Ryan Telford’s voice was throatier than before, and in spite of his cocky words, he sounded shaken.
When she said nothing, Telford pressed into her silence: “You were right that he didn’t know where you have a ninth apartment. The only useful thing we got from funky Simon was how he came to know you in the first place.”
Gwyneth stiffened but still did not speak.
“He saved a little girl from death in a Dumpster, probably so drunk at the time, he didn’t know what he was doing. And because he saved her, you saved him. Your weakness, Miss Mouse, is that you’re a sentimental little bitch.”
“Where are you?” she asked.
Instead of answering, he said, “With the Internet, it’s easy to find an old news story.”
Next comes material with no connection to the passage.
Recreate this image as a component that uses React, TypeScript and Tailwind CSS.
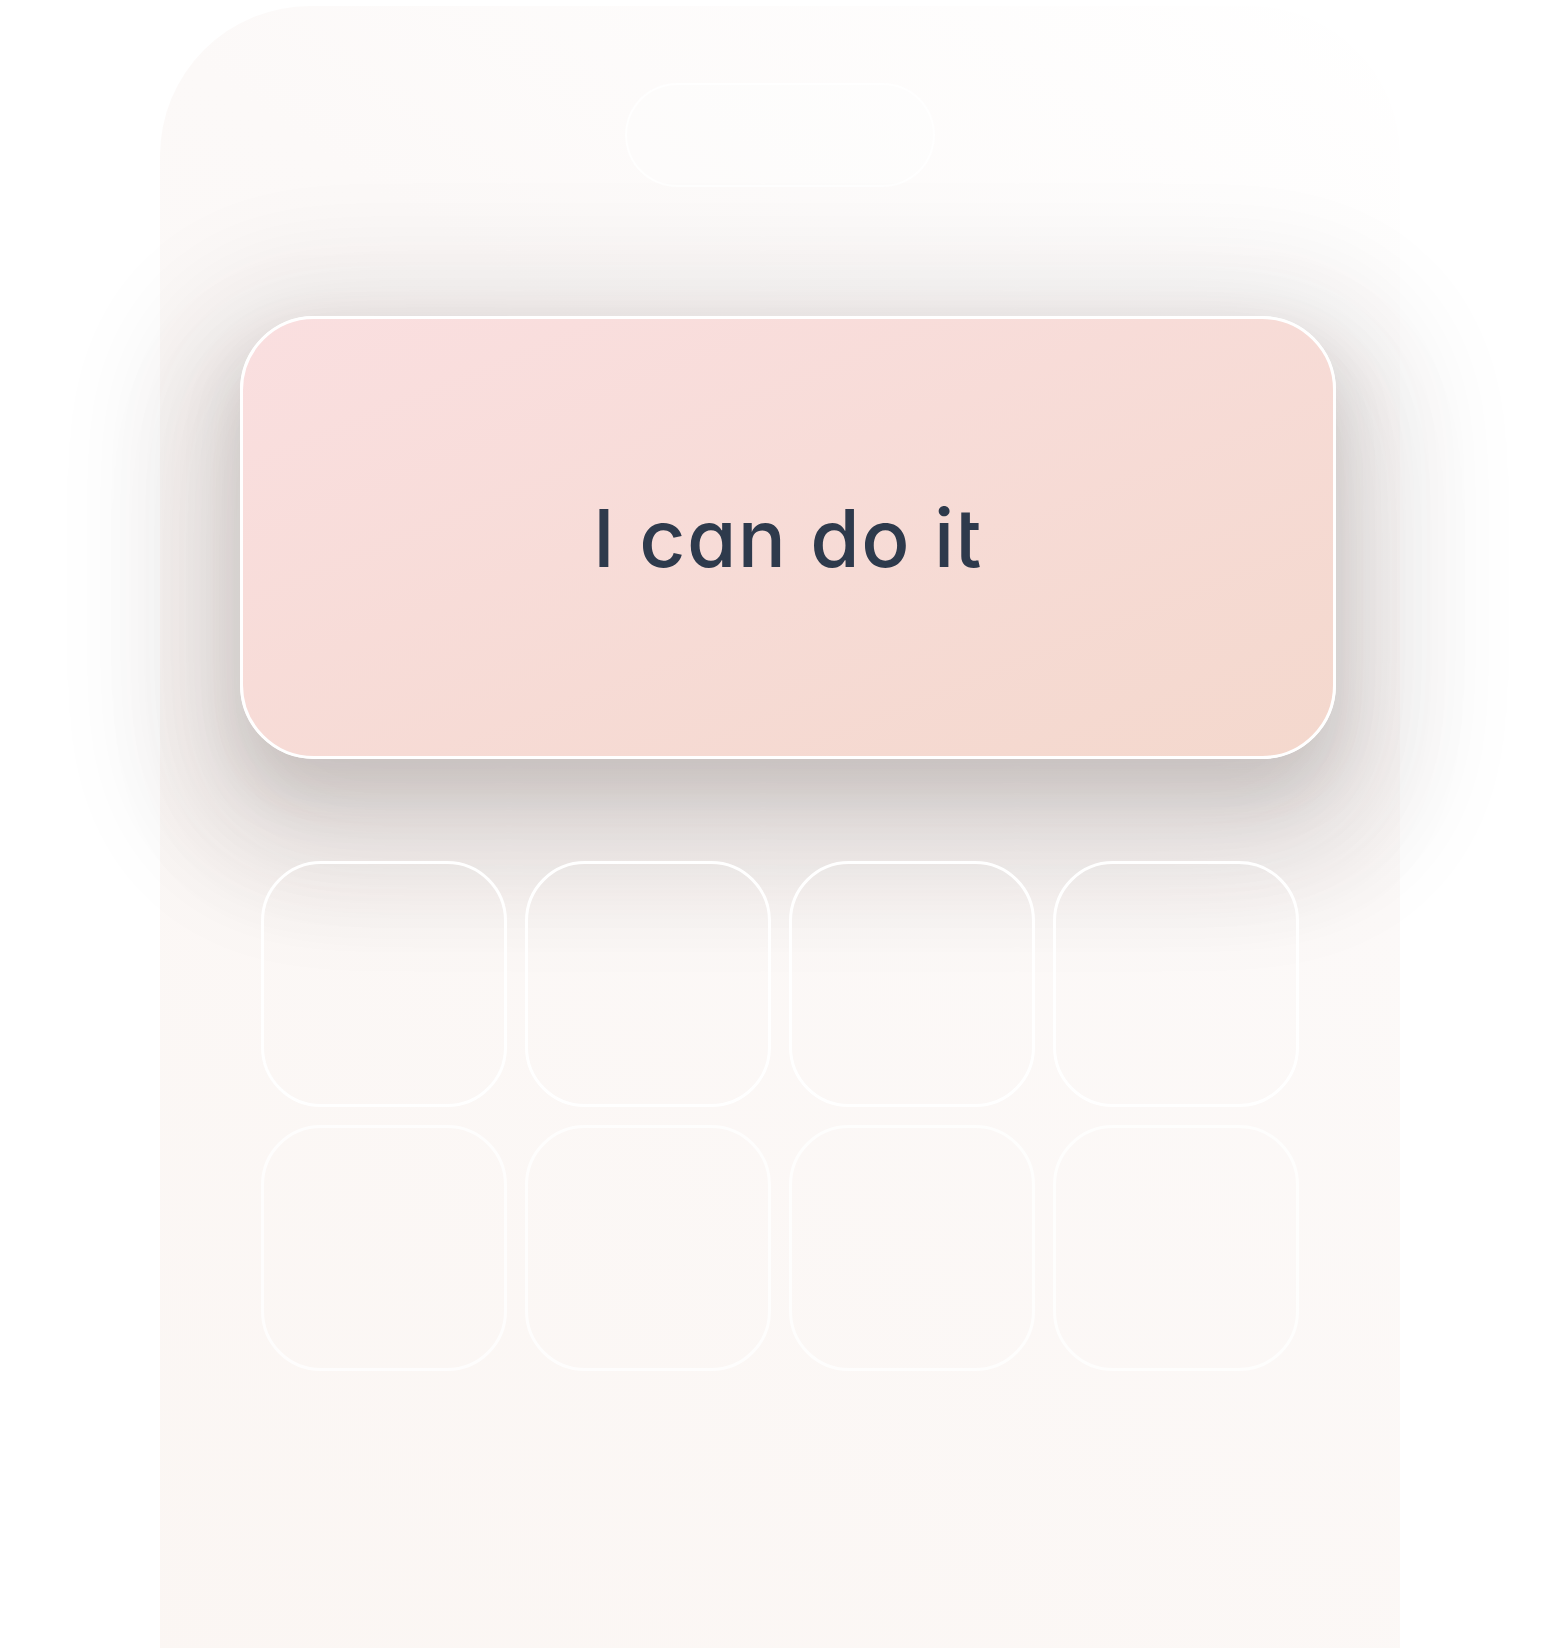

He paused. The sound he made suggested that he was straining at something, a weight that was difficult to lift or the lid of a jar too tight to unscrew. He muttered a curse.
Gwyneth waited.
The curator said, “The newspaper story and follow-ups tell me the hospital where the girl was treated, how she became a ward of the court, how she was in a coma, a vegetative state. Then the stories end. There’s like a press blackout or something, nothing about her fate. Did she die? Is she still alive, with the brain of a carrot?”
When Telford paused again, Gwyneth handed me the phone to hold, so that she could drive with both hands, and she accelerated.
The curator grunted, made that straining-to-lift sound again, and then took a couple of deep, shuddery breaths. “Remember I told you two of Goddard’s guys, they now work for me, they’re ex-cops?”
“I remember.”
“One of them knows these people who are tight with the judge in the news story. In fact, they have a hammerlock on the good judge. They can call him day or night, ask for anything, and he’ll pretend to be delighted to help no matter how much shit they throw at him.”